借り手企業と同じ船に乗って、Win-Winの成長を

銀行が地元の企業を支え、銀行自身も緩やかに成長していけるような仕組みづくりに向けて、金融庁が打ち出した政策の1つが「経営者保証改革プログラム」です。

金融庁から打ち出された、経営者保証改革プログラム

2022年8月に公表された金融行政方針では、「経営者保証に依存しない融資慣行の確立」と「事業全体に対する担保権の早期制度化」が盛り込まれています。

ここで、経営者保証について現在の状況を見てみましょう。下図は中小企業庁が公表した経営者保証のガイドライン(*1)の活用実績をまとめたグラフです。このグラフによると、経営者保証に頼らない融資の割合は増加していますが、依然として政府系の融資では50%、民間と信用保証協会の70%近くは経営者保証が必要であることがわかります。

経営者による保証なしで融資した件数の割合
注:政府系金融機関:商工中金及び日本政策金融公庫
出所:中小企業庁|経営者保証(https://www.chusho.meti.go.jp/kinyu/keieihosyou/)よりデロイト トーマツ ファイナンシャルアドバイザリー合同会社作成

経営者保証によって融資のハードルが下がる一方、返済が滞ったときには社長個人が会社に代わって返済しなければならない状況では、多額の借入の影響で経営者が安心して事業に注力できなくなってしまうかもしれません。

こうした動きを受け、これからは「経営者保証」ではなく、保全を必要とするならば「経営者株式担保」へ切り替えていくことが求められています。

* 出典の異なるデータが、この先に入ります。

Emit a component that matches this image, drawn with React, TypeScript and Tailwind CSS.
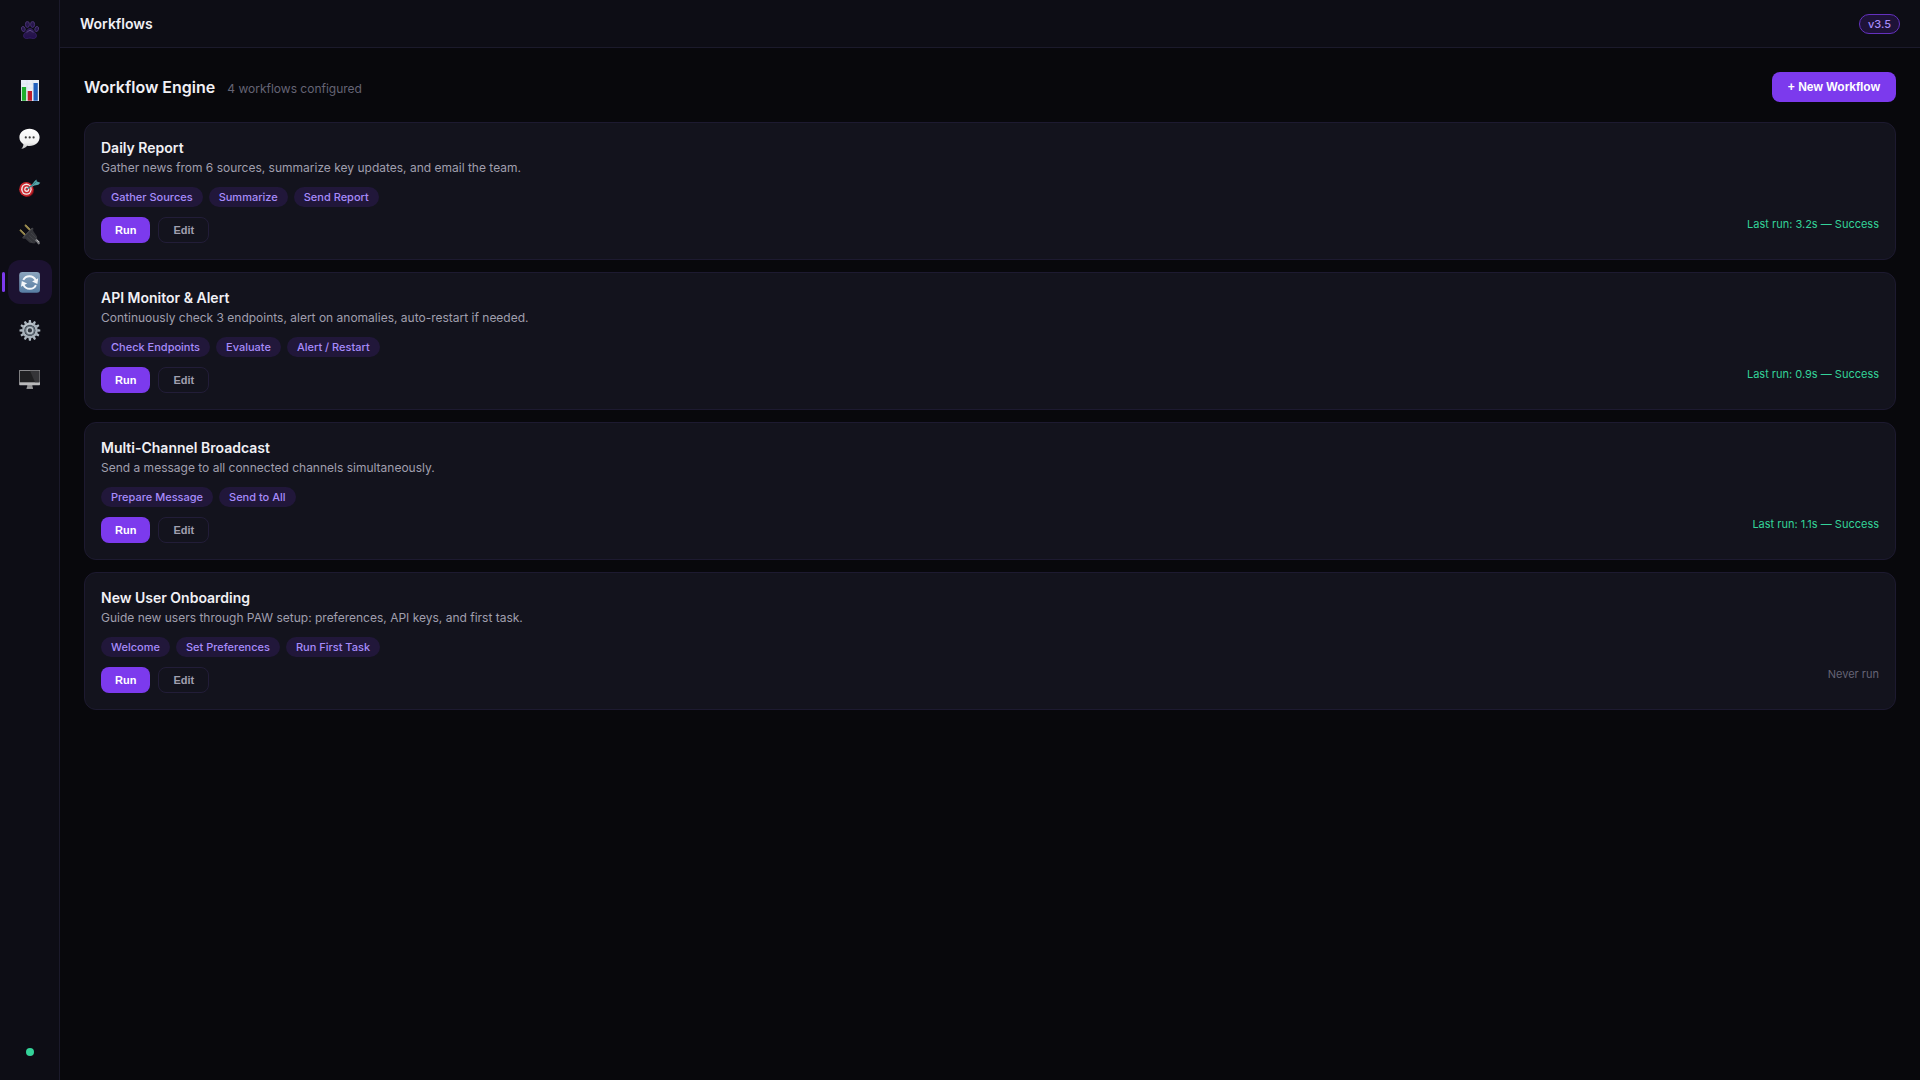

経営者保証をなくし、経営者が企業経営に専念できる環境を整えられるのです。

出所:日下企業経営相談所作成


*1:全国銀行協会と日本商工会議所が中小企業への融資について合理的な保証契約のあり方を示すとともに、保証履行時の保証債務の整理手続きや経営者の経営責任のあり方、残存財産の範囲についてのルールを定めたもの

積極的なエクイティ投資に基づく銀行自身の成長

「経営者株式担保」では、金融機関と経営者が同じ船に乗り、共に将来計画を策定することが欠かせません。また、その延長線上に見えてくるのが「事業成長担保権」です。事業成長担保権とは、借り手企業の将来キャッシュフローに対する金融機関の担保権であり、銀行と経営者が協力して将来計画を策定するにあたり、キャッシュフローを増やし企業価値を高めることが目的となります。

銀行の事業範囲の拡大の流れに乗って、積極的なエクイティ投資を行うことで、金融機関は借り手企業の成長に直接貢献し、長期的なリターンを期待することができます。借り手企業、地元経済が成長していくことで、銀行自身も持続的な収益を確保し成長していくことができるのです。

銀行には単なる資金調達先という枠組みを超え、借り手企業のビジネスパートナーとしての活躍が求められています。銀行の皆さんが成長産業を経営者と一緒に伸ばしていくことで、地域経済、そして銀行自身の魅力、価値の向上に努めていくことに期待しています。